» Job: Work through the material below and count the lines holding the word "page"; give that count and nothing more.
[BEGIN Supplied data]
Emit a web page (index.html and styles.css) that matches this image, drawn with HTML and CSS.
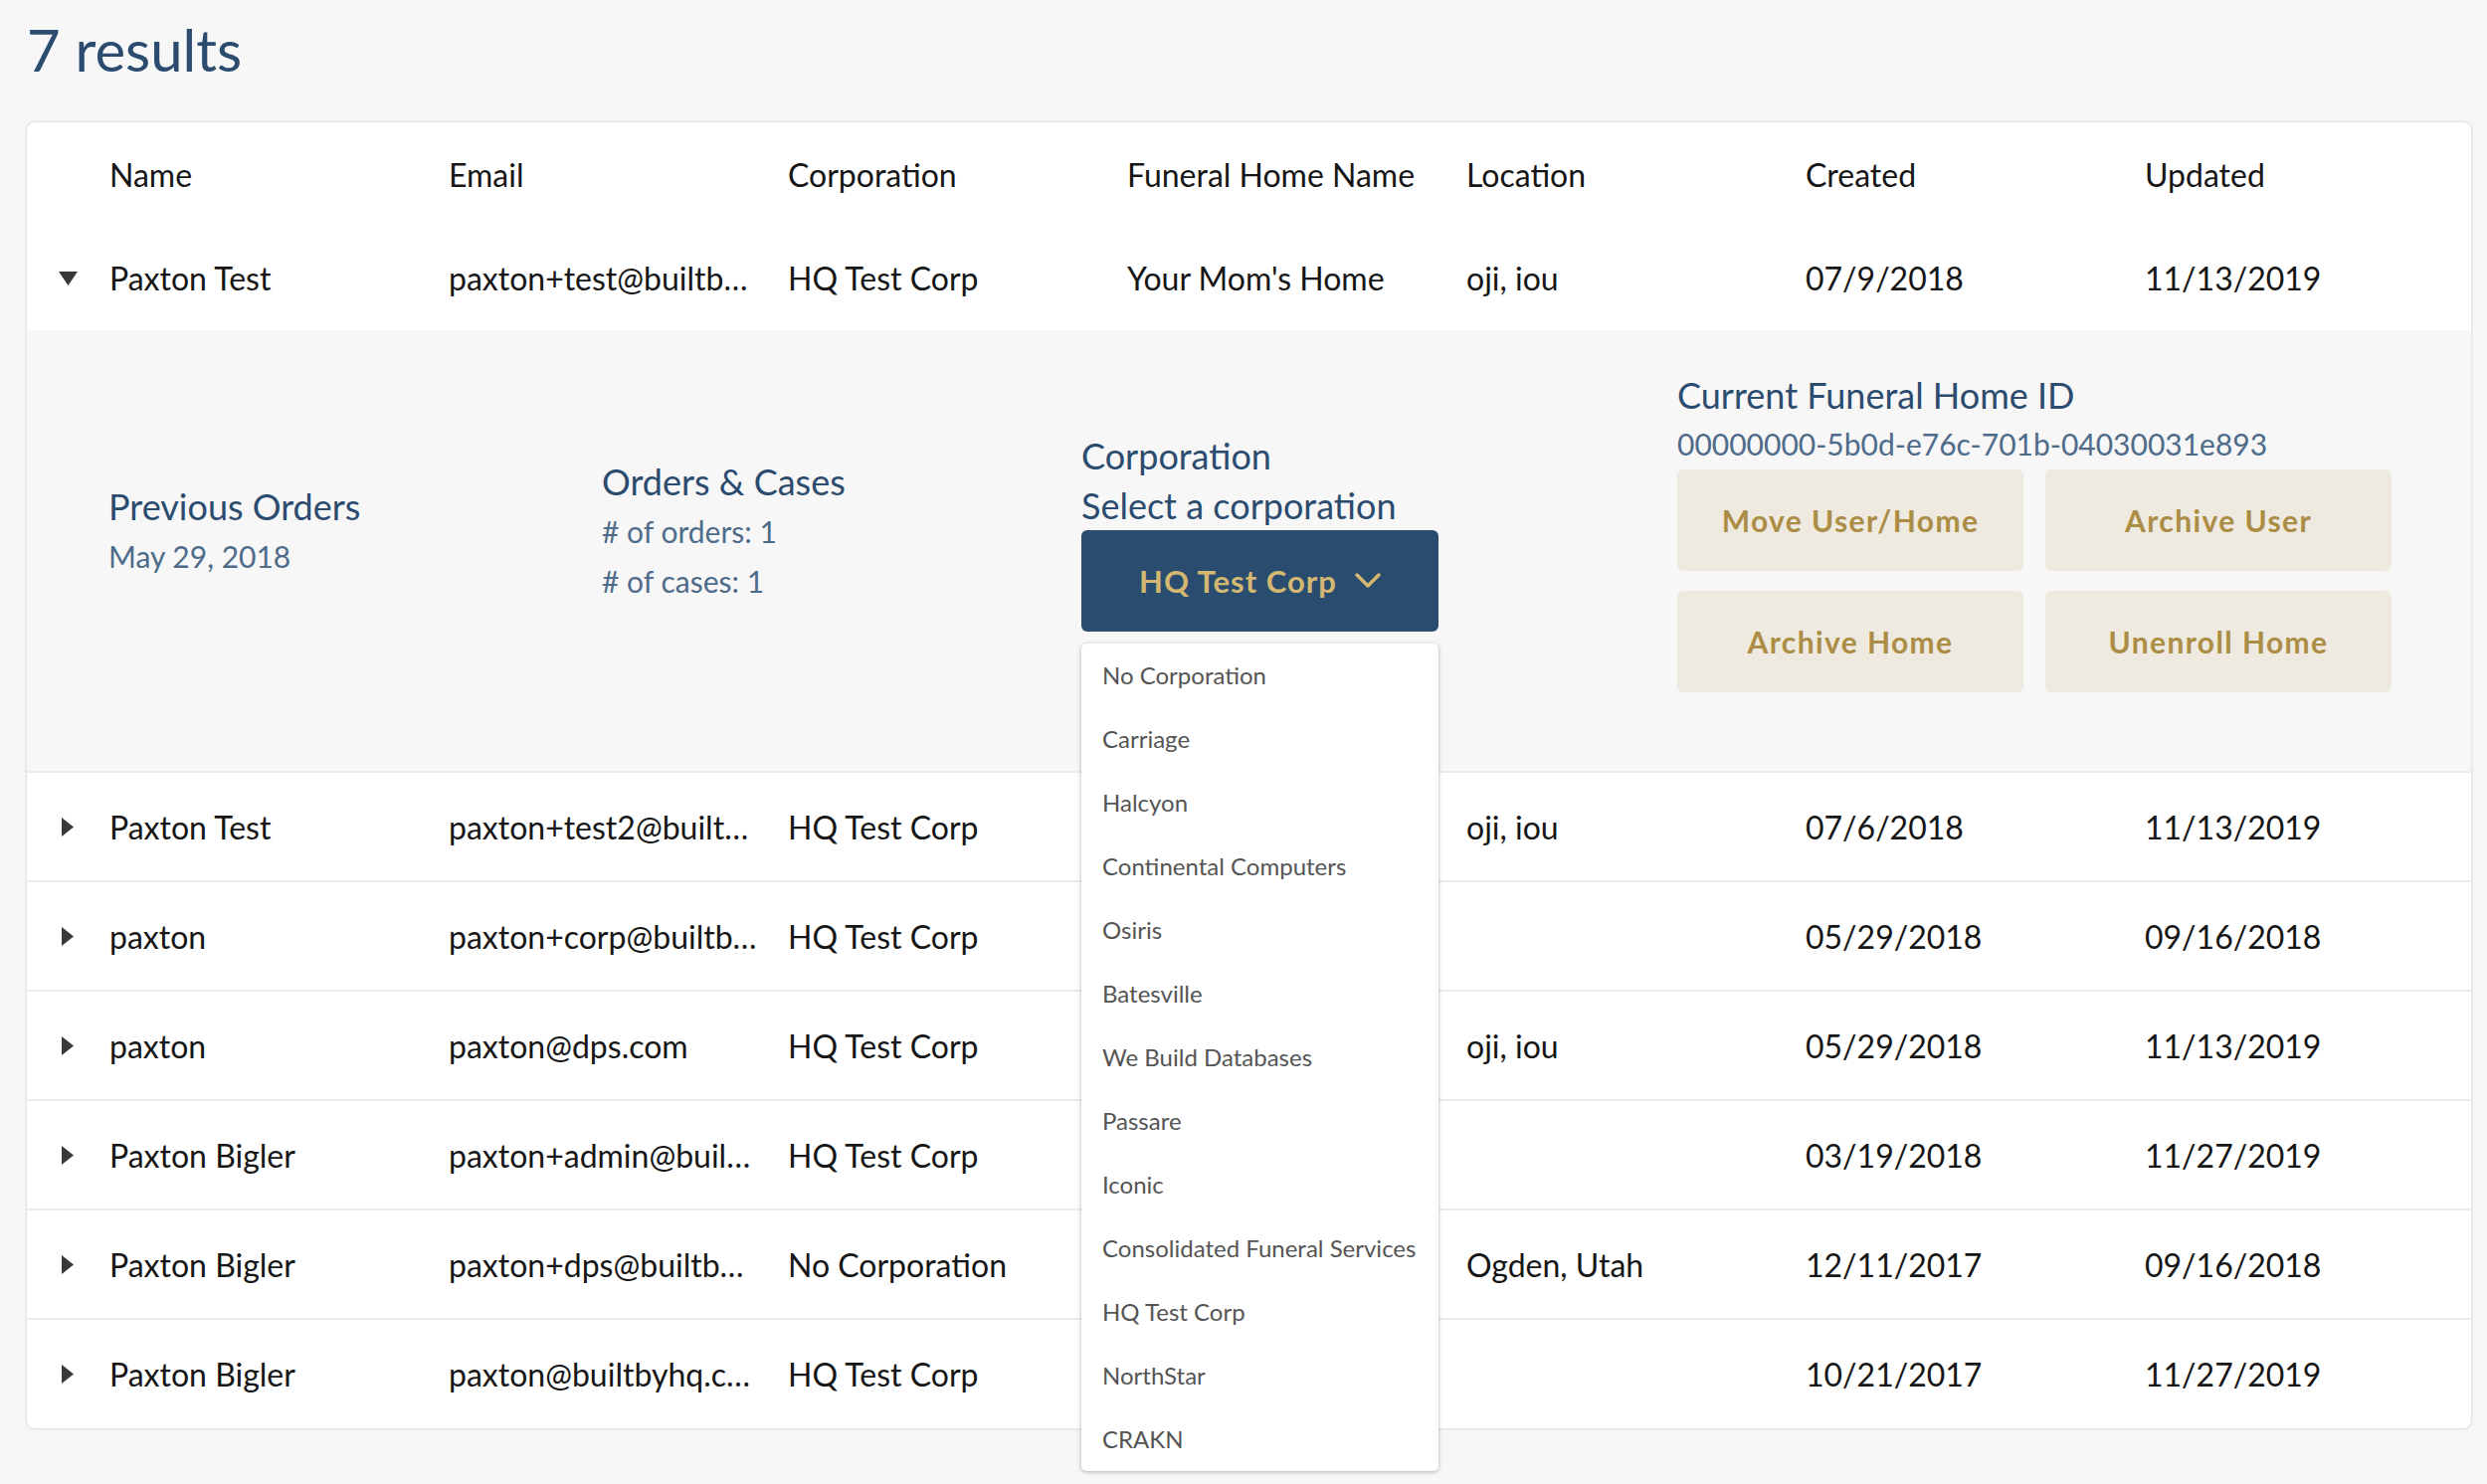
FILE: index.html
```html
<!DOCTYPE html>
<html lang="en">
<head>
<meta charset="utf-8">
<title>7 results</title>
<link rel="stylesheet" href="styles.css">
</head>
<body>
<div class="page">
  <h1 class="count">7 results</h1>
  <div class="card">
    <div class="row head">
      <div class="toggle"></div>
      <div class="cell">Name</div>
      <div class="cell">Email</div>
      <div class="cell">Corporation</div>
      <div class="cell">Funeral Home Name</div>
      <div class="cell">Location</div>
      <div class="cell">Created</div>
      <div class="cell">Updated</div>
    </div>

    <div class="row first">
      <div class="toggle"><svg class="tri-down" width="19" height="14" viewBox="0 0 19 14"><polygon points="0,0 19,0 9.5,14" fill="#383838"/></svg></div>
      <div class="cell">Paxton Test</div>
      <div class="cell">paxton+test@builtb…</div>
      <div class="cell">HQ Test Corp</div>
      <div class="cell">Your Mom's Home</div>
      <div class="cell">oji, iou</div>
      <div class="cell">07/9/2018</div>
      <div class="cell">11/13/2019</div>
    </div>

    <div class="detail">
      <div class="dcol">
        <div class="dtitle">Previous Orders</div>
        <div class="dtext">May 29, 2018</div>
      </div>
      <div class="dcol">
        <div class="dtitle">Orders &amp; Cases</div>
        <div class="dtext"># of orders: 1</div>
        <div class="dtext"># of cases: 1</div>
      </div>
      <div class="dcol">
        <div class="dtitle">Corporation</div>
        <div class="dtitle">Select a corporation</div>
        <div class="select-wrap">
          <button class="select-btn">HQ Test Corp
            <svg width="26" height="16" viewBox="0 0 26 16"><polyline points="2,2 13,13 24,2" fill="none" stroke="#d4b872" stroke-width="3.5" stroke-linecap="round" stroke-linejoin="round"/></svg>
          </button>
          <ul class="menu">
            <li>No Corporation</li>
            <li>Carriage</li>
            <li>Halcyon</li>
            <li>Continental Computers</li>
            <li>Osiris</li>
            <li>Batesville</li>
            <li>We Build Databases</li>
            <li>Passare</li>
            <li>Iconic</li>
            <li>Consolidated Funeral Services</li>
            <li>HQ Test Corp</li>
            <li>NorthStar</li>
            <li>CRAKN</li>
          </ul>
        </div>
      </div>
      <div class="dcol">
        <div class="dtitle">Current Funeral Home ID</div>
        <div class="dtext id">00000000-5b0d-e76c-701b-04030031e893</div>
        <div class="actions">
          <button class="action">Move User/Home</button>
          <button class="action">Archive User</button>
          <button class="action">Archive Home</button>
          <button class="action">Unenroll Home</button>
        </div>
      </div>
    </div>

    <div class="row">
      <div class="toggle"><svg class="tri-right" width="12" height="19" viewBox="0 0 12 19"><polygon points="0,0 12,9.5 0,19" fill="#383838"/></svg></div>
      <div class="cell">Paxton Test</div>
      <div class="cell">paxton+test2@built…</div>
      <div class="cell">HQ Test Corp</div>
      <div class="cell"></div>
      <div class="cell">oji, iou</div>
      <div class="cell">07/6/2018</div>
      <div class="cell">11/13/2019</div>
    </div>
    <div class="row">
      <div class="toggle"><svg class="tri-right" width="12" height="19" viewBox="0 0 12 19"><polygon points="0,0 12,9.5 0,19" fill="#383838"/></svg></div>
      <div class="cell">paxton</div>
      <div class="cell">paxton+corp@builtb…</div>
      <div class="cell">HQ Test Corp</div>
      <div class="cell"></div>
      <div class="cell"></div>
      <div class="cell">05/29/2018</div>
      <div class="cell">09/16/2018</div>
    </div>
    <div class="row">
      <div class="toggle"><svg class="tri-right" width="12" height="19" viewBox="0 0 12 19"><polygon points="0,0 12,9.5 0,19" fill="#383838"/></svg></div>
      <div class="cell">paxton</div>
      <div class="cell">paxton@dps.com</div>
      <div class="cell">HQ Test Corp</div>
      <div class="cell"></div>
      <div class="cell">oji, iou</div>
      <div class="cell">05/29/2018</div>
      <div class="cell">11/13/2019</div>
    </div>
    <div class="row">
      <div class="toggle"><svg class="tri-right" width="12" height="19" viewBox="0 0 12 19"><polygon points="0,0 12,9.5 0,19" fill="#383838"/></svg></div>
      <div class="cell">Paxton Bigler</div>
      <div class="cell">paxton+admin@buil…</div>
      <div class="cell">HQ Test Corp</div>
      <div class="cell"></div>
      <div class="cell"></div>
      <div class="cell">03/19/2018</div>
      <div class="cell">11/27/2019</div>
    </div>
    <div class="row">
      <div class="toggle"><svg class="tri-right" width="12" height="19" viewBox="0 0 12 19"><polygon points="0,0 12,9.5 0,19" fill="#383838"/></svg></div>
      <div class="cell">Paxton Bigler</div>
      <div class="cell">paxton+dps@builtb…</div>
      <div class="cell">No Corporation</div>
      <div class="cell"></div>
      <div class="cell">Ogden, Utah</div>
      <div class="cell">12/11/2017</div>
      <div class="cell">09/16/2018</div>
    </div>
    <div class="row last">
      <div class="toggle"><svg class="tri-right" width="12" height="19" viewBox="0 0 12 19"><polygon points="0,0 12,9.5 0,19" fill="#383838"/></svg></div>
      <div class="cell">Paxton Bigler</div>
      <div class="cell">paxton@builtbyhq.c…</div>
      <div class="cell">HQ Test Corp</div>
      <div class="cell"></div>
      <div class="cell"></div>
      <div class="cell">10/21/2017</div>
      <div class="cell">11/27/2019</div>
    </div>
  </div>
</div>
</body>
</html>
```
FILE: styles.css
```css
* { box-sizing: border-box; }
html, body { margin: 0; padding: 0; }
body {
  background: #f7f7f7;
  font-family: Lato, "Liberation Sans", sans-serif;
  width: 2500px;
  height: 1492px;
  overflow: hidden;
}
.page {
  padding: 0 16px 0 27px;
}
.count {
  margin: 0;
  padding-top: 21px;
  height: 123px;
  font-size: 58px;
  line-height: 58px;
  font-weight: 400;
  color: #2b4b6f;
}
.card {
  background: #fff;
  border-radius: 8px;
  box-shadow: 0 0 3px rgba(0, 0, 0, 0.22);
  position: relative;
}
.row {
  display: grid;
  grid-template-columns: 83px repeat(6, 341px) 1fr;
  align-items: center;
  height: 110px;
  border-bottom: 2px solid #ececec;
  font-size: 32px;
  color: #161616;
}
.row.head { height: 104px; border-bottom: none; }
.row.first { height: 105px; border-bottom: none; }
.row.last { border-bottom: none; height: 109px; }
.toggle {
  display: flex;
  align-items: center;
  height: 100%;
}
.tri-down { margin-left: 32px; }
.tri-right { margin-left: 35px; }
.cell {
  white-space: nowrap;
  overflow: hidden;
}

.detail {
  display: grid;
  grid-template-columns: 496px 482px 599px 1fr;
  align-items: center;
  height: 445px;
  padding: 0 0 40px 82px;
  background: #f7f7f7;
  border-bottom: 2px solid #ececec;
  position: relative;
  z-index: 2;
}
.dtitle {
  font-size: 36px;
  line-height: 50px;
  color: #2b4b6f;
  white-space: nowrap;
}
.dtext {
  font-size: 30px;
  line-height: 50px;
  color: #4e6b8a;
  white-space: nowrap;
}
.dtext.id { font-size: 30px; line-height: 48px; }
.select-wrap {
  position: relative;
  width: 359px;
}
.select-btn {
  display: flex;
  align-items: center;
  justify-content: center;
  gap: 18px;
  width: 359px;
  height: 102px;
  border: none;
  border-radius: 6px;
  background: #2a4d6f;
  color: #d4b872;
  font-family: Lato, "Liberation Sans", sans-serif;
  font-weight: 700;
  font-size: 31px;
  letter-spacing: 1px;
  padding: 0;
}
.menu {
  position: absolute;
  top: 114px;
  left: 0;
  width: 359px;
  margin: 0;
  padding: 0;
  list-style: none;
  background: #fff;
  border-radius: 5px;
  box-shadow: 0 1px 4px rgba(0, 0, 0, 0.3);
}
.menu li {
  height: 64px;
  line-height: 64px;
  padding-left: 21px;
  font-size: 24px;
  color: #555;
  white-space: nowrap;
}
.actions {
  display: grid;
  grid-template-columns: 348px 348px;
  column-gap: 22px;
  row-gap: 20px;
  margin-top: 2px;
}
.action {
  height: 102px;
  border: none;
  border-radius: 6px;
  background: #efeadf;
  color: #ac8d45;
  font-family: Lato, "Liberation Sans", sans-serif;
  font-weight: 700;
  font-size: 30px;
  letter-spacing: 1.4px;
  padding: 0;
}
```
[END Supplied data]
» Expected output: 3